Exercise:
Filter the records below and copy every line containing the word "this".

Entries shown:
========
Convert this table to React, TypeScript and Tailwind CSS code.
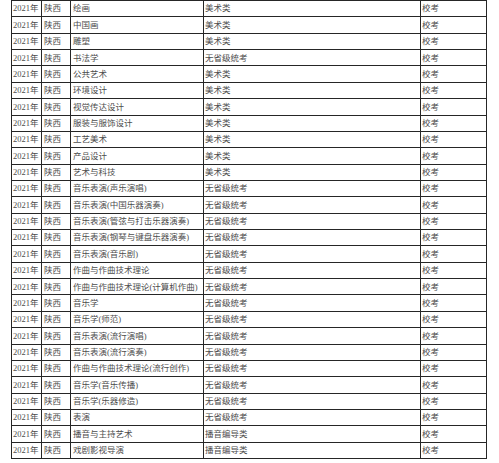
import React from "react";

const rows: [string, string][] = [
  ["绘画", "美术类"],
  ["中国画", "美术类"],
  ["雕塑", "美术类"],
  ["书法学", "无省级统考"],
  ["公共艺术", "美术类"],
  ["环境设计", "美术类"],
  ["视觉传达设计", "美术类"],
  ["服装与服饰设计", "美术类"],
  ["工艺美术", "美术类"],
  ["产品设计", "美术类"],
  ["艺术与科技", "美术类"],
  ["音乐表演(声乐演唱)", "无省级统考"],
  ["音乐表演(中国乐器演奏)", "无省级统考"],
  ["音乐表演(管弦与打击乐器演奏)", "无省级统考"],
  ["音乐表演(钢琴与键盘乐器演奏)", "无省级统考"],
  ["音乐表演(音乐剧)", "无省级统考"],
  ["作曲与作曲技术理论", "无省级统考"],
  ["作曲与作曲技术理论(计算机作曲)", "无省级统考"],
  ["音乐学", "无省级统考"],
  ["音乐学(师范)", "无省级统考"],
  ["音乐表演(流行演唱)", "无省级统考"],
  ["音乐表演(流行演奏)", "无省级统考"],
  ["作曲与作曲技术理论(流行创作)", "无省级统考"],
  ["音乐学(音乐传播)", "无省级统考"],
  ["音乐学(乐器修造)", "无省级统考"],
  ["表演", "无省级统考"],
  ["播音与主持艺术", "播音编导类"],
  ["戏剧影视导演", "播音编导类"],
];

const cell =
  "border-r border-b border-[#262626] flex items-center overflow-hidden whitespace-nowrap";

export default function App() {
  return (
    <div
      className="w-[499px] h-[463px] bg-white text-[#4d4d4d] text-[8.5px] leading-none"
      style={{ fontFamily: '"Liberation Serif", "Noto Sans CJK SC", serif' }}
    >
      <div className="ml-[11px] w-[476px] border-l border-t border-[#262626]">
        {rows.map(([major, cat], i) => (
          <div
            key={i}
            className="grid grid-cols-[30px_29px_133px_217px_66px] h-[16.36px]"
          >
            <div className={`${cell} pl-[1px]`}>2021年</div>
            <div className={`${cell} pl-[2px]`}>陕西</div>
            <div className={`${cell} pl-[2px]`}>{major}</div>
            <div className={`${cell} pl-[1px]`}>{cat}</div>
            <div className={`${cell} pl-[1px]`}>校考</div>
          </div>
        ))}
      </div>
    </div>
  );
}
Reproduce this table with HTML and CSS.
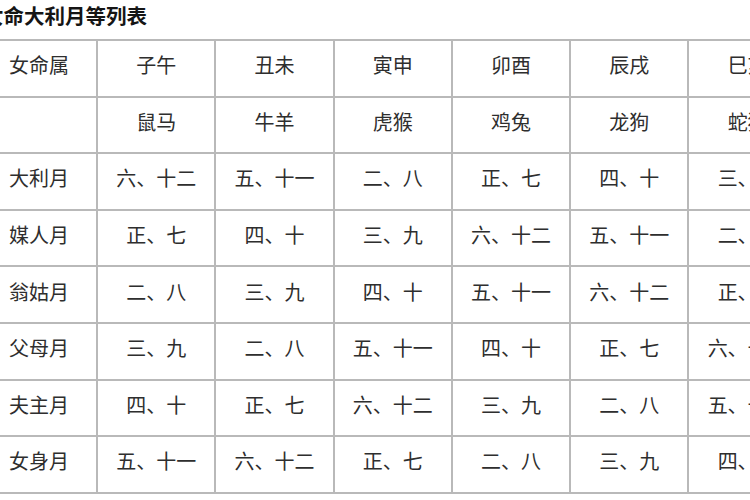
========
Task solution:
Convert this table to React, TypeScript and Tailwind CSS code.
Reproduce this table with HTML and CSS.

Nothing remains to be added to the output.